Date: 31 January 2023
Time: 16:00 - 17:00 CET
Slides: Federated analysis for polygenic risk scores
Contact: Marta Lloret Llinares, Mamana Mbiyavanga
Overview
Polygenic risk scores (PRS) provide an estimate of an individual’s disposition to a trait or complex disease which are calculated as the sum of the risk alleles weighted by the effect size estimate of the genome-wide association study data on the phenotype. PRS scores help in understanding the shared aetiology of certain traits and also in risk prediction and prevention of certain diseases.
As a part of the CINECA project we have been working on the development of a demonstrator of federated genetic analyses utilising a computational pipeline for PRS analysis. We have implemented this workflow using Nextflow, a modular and reproducible workflow manager that can be deployed and autoscaled to many different working environments including Slurm-based clusters and Kubernetes deployed using AWS amongst other computing environments. In this webinar, we will provide an overview of this PRS pipeline utilising the CINECA UK1 synthetic dataset, derived from the 1000 genomes project, as a demonstrator. As part of the work package we will further extend the demonstrator to other datasets and GWAS workflows, and integrate it to be run in a federated setting utilising the GA4GH guidelines on using Beacons for data discovery along with AAI passports for data access authorisation and deployments.
tARGET AUDIENCE
Computational biologists or similar interested in federated analysis and polygenic risk scores.
Format
Public webinar
About the speakers
Will Rayner is the head of the Data and Analytics group at the Institute of Translational Genomics in the Computational Health Department at Helmholtz Munich. He is interested in all aspects of data management and data privacy and has been leading the CINECA WP4 PRS use case.
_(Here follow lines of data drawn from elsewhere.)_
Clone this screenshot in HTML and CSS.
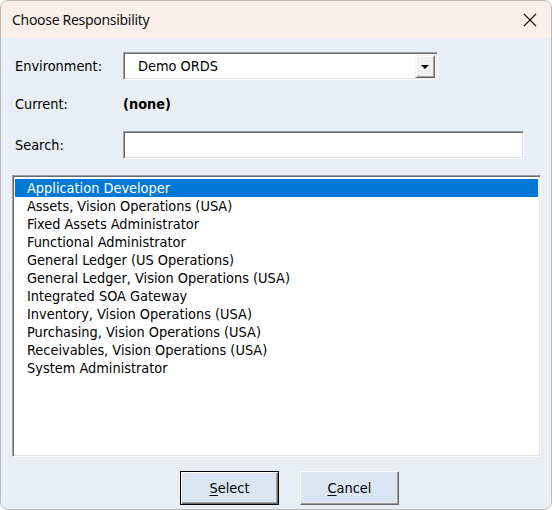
FILE: index.html
```html
<!DOCTYPE html>
<html lang="en">
<head>
<meta charset="utf-8">
<title>Choose Responsibility</title>
<link rel="stylesheet" href="styles.css">
</head>
<body>
<div class="window">
  <div class="titlebar">
    <span class="title">Choose Responsibility</span>
    <svg class="close" width="14" height="14" viewBox="0 0 14 14">
      <path d="M1 1 L13 13 M13 1 L1 13" stroke="#1a1a1a" stroke-width="1.2" fill="none"/>
    </svg>
  </div>
  <div class="content">
    <div class="field env-row">
      <span class="label">Environment:</span>
      <div class="combo sunken">
        <span class="combo-text">Demo ORDS</span>
        <span class="combo-btn"><span class="arrow"></span></span>
      </div>
    </div>
    <div class="field current-row">
      <span class="label">Current:</span>
      <span class="value">(none)</span>
    </div>
    <div class="field search-row">
      <span class="label">Search:</span>
      <div class="search sunken"></div>
    </div>
    <ul class="list sunken">
      <li class="selected">Application Developer</li>
      <li>Assets, Vision Operations (USA)</li>
      <li>Fixed Assets Administrator</li>
      <li>Functional Administrator</li>
      <li>General Ledger (US Operations)</li>
      <li>General Ledger, Vision Operations (USA)</li>
      <li>Integrated SOA Gateway</li>
      <li>Inventory, Vision Operations (USA)</li>
      <li>Purchasing, Vision Operations (USA)</li>
      <li>Receivables, Vision Operations (USA)</li>
      <li>System Administrator</li>
    </ul>
    <div class="buttons">
      <button class="btn default"><span class="inner"><u>S</u>elect</span></button>
      <button class="btn"><span class="inner"><u>C</u>ancel</span></button>
    </div>
  </div>
</div>
</body>
</html>
```
FILE: styles.css
```css
html, body {
  margin: 0;
  padding: 0;
  background: #ffffff;
}

.window {
  width: 552px;
  height: 510px;
  box-sizing: border-box;
  border: 1px solid #b9b9b9;
  border-radius: 8px;
  overflow: hidden;
  background: #e9eef5;
  display: flex;
  flex-direction: column;
}

.titlebar {
  height: 37px;
  background: #f9f0ec;
  display: flex;
  align-items: center;
  justify-content: space-between;
  padding: 0 14px 0 11px;
  flex-shrink: 0;
}

.title {
  font-family: "Noto Sans", "Open Sans", sans-serif;
  font-size: 14px;
  color: #111;
  letter-spacing: -0.3px;
}

.close {
  display: block;
  margin-top: 1px;
}

.content {
  flex: 1;
  padding: 14px 0 0 11px;
  font-family: "DejaVu Sans Condensed", "DejaVu Sans", sans-serif;
  font-size: 14.4px;
  color: #000;
  display: flex;
  flex-direction: column;
}

.field {
  display: flex;
  align-items: center;
}

.label {
  width: 111px;
  padding-left: 3px;
  box-sizing: border-box;
}

.sunken {
  box-sizing: border-box;
  border: 1px solid;
  border-color: #a0a0a0 #ffffff #ffffff #a0a0a0;
  box-shadow: inset 1px 1px 0 #696969, inset -1px -1px 0 #e3e3e3;
  background: #fff;
}

.env-row { height: 28px; }

.combo {
  width: 315px;
  height: 28px;
  display: flex;
  align-items: center;
  justify-content: space-between;
  padding: 2px;
}

.combo-text {
  padding-left: 12px;
}

.combo-btn {
  width: 20px;
  height: 23px;
  box-sizing: border-box;
  background: #f0f0f0;
  border: 1px solid;
  border-color: #f0f0f0 #696969 #696969 #f0f0f0;
  box-shadow: inset 1px 1px 0 #fff, inset -1px -1px 0 #a0a0a0;
  display: flex;
  align-items: center;
  justify-content: center;
}

.arrow {
  width: 0;
  height: 0;
  border-left: 4px solid transparent;
  border-right: 4px solid transparent;
  border-top: 4px solid #000;
  margin-top: 2px;
}

.current-row {
  height: 28px;
  margin-top: 10px;
}

.value {
  font-weight: bold;
}

.search-row {
  margin-top: 13px;
}

.search {
  width: 401px;
  height: 28px;
}

.list {
  list-style: none;
  margin: 16px 0 0 0;
  width: 529px;
  height: 282px;
  padding: 3px 2px 2px 2px;
}

.list li {
  height: 18px;
  line-height: 18px;
  padding-left: 12px;
  white-space: nowrap;
}

.list li.selected {
  background: #0078d7;
  color: #fff;
}

.buttons {
  display: flex;
  gap: 21px;
  padding-left: 168px;
  margin-top: 14px;
}

.btn {
  width: 99px;
  height: 34px;
  padding: 0;
  margin: 0;
  font: inherit;
  color: #000;
  background: #dae6f2;
  box-sizing: border-box;
  border: 1px solid;
  border-color: #ffffff #696969 #696969 #ffffff;
  box-shadow: inset -1px -1px 0 #a0a0a0;
  display: flex;
  align-items: center;
  justify-content: center;
}

.btn.default {
  border: 1px solid #000;
  box-shadow: inset 1px 1px 0 #fff, inset -1px -1px 0 #696969, inset -2px -2px 0 #a0a0a0;
}

.btn u {
  text-underline-offset: 2px;
}
```
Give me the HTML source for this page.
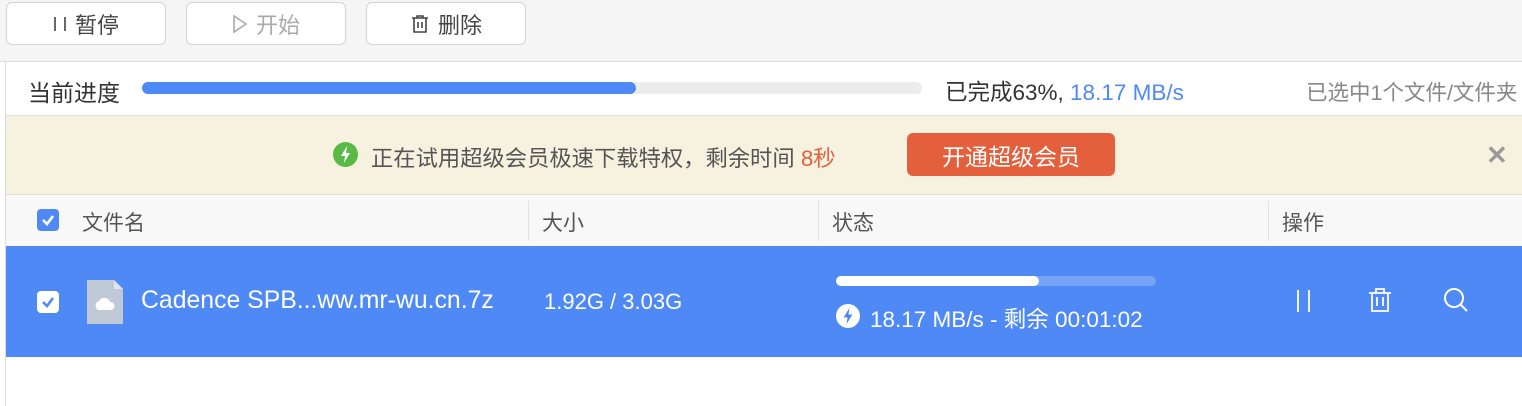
<!DOCTYPE html>
<html><head><meta charset="utf-8"><style>
*{margin:0;padding:0;box-sizing:border-box}
body{width:1522px;height:406px;overflow:hidden;background:#fff;font-family:"Liberation Sans","Noto Sans CJK SC",sans-serif;position:relative;color:#333}
.abs{position:absolute;white-space:nowrap}
.tb{left:0;top:0;width:1522px;height:62px;background:#f5f5f5;border-bottom:1px solid #ddd}
.btn{top:2px;width:160px;height:43px;border:1px solid #d4d4d4;border-radius:6px;background:#fff;font-size:22px;display:flex;align-items:center;justify-content:center;gap:8px;color:#444}
.lv{left:5px;top:62px;width:1px;height:344px;background:#ddd}
.banner{left:6px;top:115px;width:1516px;height:80px;background:#f7f2e0;border-top:1px solid #e3e0d6;border-bottom:1px solid #e3e0d6}
.hdr{left:6px;top:195px;width:1516px;height:51px;background:#f8f8f9;font-size:21px;color:#555}
.row{left:6px;top:246px;width:1516px;height:111px;background:#4e89f5;color:#fff}
.cb{width:22px;height:22px;border-radius:4px;display:flex;align-items:center;justify-content:center}
.div{top:6px;width:1px;height:40px;background:#e2e2e2}
</style></head><body>
<div class="abs tb"></div>
<div class="abs btn" style="left:6px"><svg width="14" height="20"><path d="M2 3V17M12 3V17" stroke="#444" stroke-width="1.6"/></svg>暂停</div>
<div class="abs btn" style="left:186px;color:#aaa"><svg width="16" height="20" viewBox="0 0 16 20"><path d="M2 2 L14 10 L2 18 Z" fill="none" stroke="#aaa" stroke-width="1.6"/></svg>开始</div>
<div class="abs btn" style="left:366px"><svg width="20" height="20" viewBox="0 0 20 20" fill="none" stroke="#444" stroke-width="1.6"><path d="M2 4H18M7 4V2H13V4M4 4V18H16V4M8 8V14M12 8V14"/></svg>删除</div>
<div class="abs lv"></div>
<div class="abs" style="left:28px;top:74px;font-size:23px;color:#333">当前进度</div>
<div class="abs" style="left:142px;top:82px;width:780px;height:12px;border-radius:6px;background:#ececec"><div style="width:494px;height:12px;border-radius:6px;background:#4e89f5"></div></div>
<div class="abs" style="left:945px;top:75px;font-size:22.5px;color:#333">已完成63%, <span style="color:#4e89f5">18.17 MB/s</span></div>
<div class="abs" style="left:1306px;top:76px;font-size:21.5px;color:#888">已选中1个文件/文件夹</div>
<div class="abs banner"></div>
<div class="abs" style="left:333px;top:142px;width:25px;height:25px;border-radius:50%;background:#5ab947"><svg width="25" height="25" viewBox="0 0 25 25"><path d="M14 4 L8 14 H12 L11 21 L17 11 H13 Z" fill="#fff"/></svg></div>
<div class="abs" style="left:371px;top:141px;font-size:22.3px;color:#555">正在试用超级会员极速下载特权，剩余时间 <span style="color:#e4603d">8秒</span></div>
<div class="abs" style="left:907px;top:133px;width:208px;height:43px;border-radius:6px;background:#e4603d;color:#fff;font-size:23px;display:flex;align-items:center;justify-content:center">开通超级会员</div>
<div class="abs" style="left:1486px;top:140px;font-size:26px;color:#999;font-weight:bold">✕</div>
<div class="abs hdr">
<div class="abs cb" style="left:31px;top:14px;background:#4e89f5"><svg width="16" height="16" viewBox="0 0 16 16"><path d="M3 8 L7 12 L13 4" fill="none" stroke="#fff" stroke-width="2.6"/></svg></div>
<div class="abs" style="left:76px;top:12px">文件名</div>
<div class="abs div" style="left:522px"></div>
<div class="abs" style="left:536px;top:12px">大小</div>
<div class="abs div" style="left:812px"></div>
<div class="abs" style="left:826px;top:12px">状态</div>
<div class="abs div" style="left:1262px"></div>
<div class="abs" style="left:1276px;top:12px">操作</div>
</div>
<div class="abs row">
<div class="abs cb" style="left:31px;top:45px;background:#fff"><svg width="16" height="16" viewBox="0 0 16 16"><path d="M3 8 L7 12 L13 4" fill="none" stroke="#4e89f5" stroke-width="2.6"/></svg></div>
<svg class="abs" style="left:80px;top:34px" width="38" height="44" viewBox="0 0 38 44"><path d="M1 0H28L37 9V44H1Z" fill="#c0c9d6"/><path d="M28 0V9H37Z" fill="#e0e5ec"/><path d="M12 30a5 5 0 0 1 1-9a6 6 0 0 1 11 1a4 4 0 0 1 1 8Z" fill="#fff"/></svg>
<div class="abs" style="left:135px;top:41px;font-size:24.8px">Cadence SPB...ww.mr-wu.cn.7z</div>
<div class="abs" style="left:538px;top:43px;font-size:22px">1.92G / 3.03G</div>
<div class="abs" style="left:830px;top:30px;width:320px;height:10px;border-radius:5px;background:#76a2f7"><div style="width:203px;height:10px;border-radius:5px;background:#fff"></div></div>
<div class="abs" style="left:830px;top:58px;width:24px;height:24px;border-radius:50%;background:#fff"><svg width="24" height="24" viewBox="0 0 25 25"><path d="M14 4 L8 14 H12 L11 21 L17 11 H13 Z" fill="#4e89f5"/></svg></div>
<div class="abs" style="left:864px;top:56px;font-size:22.5px">18.17 MB/s - 剩余 00:01:02</div>
<svg class="abs" style="left:1286px;top:42px" width="24" height="26"><path d="M6 2V24M17 2V24" stroke="#fff" stroke-width="1.8"/></svg>
<svg class="abs" style="left:1360px;top:40px" width="28" height="28" viewBox="0 0 28 28" fill="none" stroke="#fff" stroke-width="1.8"><path d="M3 7H25M10 7V3H18V7M6 7V25H22V7M11 11V20M17 11V20"/></svg>
<svg class="abs" style="left:1436px;top:40px" width="28" height="28" viewBox="0 0 28 28" fill="none" stroke="#fff" stroke-width="2"><circle cx="12" cy="12" r="9"/><path d="M18 18L25 25"/></svg>
</div>
</body></html>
Anshika Chowdhary is a Data informatician, at the Institute of translational genomics in Helmholtz Zentrum Munich. She has been working on the development of the workflows in WP4 of the PRS use case, and analysis of the eQTL catalog on the datasets at HMGU.
About CINECA
The CINECA (Common Infrastructure for National Cohorts in Europe, Canada, and Africa) project aims to develop a federated cloud enabled infrastructure to make population scale genomic and biomolecular data accessible across international borders, to accelerate research, and improve the health of individuals across continents. CINECA will leverage international investment in human cohort studies from Europe, Canada, and Africa to deliver a paradigm shift of federated research and clinical applications. The CINECA consortium will create one of the largest cross-continental implementations of human genetic and phenotypic data federation and interoperability with a focus on common (complex) disease, one of the world’s most significant health burdens. CINECA has assembled a virtual cohort of 1.4M individuals from population, longitudinal and disease studies. Federated analyses will deliver new scientific knowledge, harmonisation strategies and the necessary ELSI framework supporting data exchange across legal jurisdictions enabling federated analyses in the cloud. CINECA will provide a template to achieve virtual longitudinal and disease specific cohorts of millions of samples, to advance benefits to patients. It will leverage partner membership of standards and infrastructures like the Global Alliance for Global Health, BBMRI, ELIXIR, and EOSC driving the state of the art in standards development, technical implementation and FAIR data.